• _Aim_: Faithfully return all lines, omitting every embedded picture.

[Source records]

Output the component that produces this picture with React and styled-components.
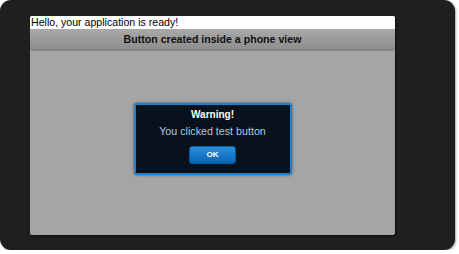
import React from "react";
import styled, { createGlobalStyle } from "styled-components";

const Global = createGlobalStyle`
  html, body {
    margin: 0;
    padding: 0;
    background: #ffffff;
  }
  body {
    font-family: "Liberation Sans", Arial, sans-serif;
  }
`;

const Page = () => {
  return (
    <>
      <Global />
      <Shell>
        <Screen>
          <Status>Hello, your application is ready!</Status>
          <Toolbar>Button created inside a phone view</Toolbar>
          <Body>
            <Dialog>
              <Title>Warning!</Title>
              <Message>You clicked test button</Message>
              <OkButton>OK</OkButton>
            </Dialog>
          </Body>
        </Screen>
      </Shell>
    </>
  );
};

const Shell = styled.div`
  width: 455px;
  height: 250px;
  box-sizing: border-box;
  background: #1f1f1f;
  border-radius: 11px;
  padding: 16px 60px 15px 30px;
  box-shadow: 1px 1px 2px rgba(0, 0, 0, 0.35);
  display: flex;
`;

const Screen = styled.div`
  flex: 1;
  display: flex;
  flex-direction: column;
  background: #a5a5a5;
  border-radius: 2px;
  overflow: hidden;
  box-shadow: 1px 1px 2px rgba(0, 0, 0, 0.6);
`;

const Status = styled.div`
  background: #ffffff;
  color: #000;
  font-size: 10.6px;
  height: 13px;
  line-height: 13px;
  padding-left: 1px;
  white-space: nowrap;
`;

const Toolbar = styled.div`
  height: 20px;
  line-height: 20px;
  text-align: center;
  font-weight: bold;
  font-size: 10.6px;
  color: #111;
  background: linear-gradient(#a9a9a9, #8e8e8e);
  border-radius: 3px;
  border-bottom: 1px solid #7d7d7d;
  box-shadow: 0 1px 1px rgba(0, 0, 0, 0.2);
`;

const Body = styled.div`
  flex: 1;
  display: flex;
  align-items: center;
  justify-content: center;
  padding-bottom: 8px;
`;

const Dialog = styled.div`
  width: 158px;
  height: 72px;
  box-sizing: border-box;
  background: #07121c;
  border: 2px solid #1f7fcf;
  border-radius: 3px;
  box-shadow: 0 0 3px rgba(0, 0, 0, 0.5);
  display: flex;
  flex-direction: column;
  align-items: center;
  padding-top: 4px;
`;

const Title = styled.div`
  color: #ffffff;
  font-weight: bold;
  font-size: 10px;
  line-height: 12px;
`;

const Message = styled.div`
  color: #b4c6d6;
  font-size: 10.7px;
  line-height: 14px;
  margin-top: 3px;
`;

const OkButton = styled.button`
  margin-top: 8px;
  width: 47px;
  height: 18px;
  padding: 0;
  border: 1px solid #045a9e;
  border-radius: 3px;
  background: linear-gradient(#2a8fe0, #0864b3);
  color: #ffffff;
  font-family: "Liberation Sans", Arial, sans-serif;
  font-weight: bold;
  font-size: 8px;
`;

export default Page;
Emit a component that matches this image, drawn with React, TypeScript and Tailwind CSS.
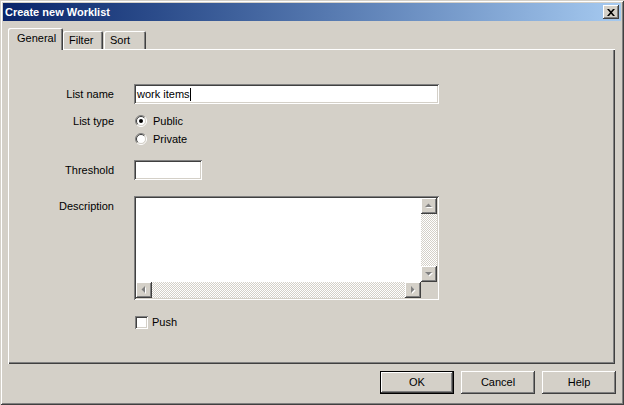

• _Result of the exercise_:
Output the component that produces this picture with React and styled-components.
import React from "react";
import styled, { createGlobalStyle } from "styled-components";

const Global = createGlobalStyle`
  html, body {
    margin: 0;
    padding: 0;
    background: #ffffff;
  }
  body {
    font-family: "Liberation Sans", Arial, sans-serif;
  }
`;

const Page = () => {
  return (
    <>
      <Global />
      <Shell>
        <Screen>
          <Status>Hello, your application is ready!</Status>
          <Toolbar>Button created inside a phone view</Toolbar>
          <Body>
            <Dialog>
              <Title>Warning!</Title>
              <Message>You clicked test button</Message>
              <OkButton>OK</OkButton>
            </Dialog>
          </Body>
        </Screen>
      </Shell>
    </>
  );
};

const Shell = styled.div`
  width: 455px;
  height: 250px;
  box-sizing: border-box;
  background: #1f1f1f;
  border-radius: 11px;
  padding: 16px 60px 15px 30px;
  box-shadow: 1px 1px 2px rgba(0, 0, 0, 0.35);
  display: flex;
`;

const Screen = styled.div`
  flex: 1;
  display: flex;
  flex-direction: column;
  background: #a5a5a5;
  border-radius: 2px;
  overflow: hidden;
  box-shadow: 1px 1px 2px rgba(0, 0, 0, 0.6);
`;

const Status = styled.div`
  background: #ffffff;
  color: #000;
  font-size: 10.6px;
  height: 13px;
  line-height: 13px;
  padding-left: 1px;
  white-space: nowrap;
`;

const Toolbar = styled.div`
  height: 20px;
  line-height: 20px;
  text-align: center;
  font-weight: bold;
  font-size: 10.6px;
  color: #111;
  background: linear-gradient(#a9a9a9, #8e8e8e);
  border-radius: 3px;
  border-bottom: 1px solid #7d7d7d;
  box-shadow: 0 1px 1px rgba(0, 0, 0, 0.2);
`;

const Body = styled.div`
  flex: 1;
  display: flex;
  align-items: center;
  justify-content: center;
  padding-bottom: 8px;
`;

const Dialog = styled.div`
  width: 158px;
  height: 72px;
  box-sizing: border-box;
  background: #07121c;
  border: 2px solid #1f7fcf;
  border-radius: 3px;
  box-shadow: 0 0 3px rgba(0, 0, 0, 0.5);
  display: flex;
  flex-direction: column;
  align-items: center;
  padding-top: 4px;
`;

const Title = styled.div`
  color: #ffffff;
  font-weight: bold;
  font-size: 10px;
  line-height: 12px;
`;

const Message = styled.div`
  color: #b4c6d6;
  font-size: 10.7px;
  line-height: 14px;
  margin-top: 3px;
`;

const OkButton = styled.button`
  margin-top: 8px;
  width: 47px;
  height: 18px;
  padding: 0;
  border: 1px solid #045a9e;
  border-radius: 3px;
  background: linear-gradient(#2a8fe0, #0864b3);
  color: #ffffff;
  font-family: "Liberation Sans", Arial, sans-serif;
  font-weight: bold;
  font-size: 8px;
`;

export default Page;
Emit a component that matches this image, drawn with React, TypeScript and Tailwind CSS.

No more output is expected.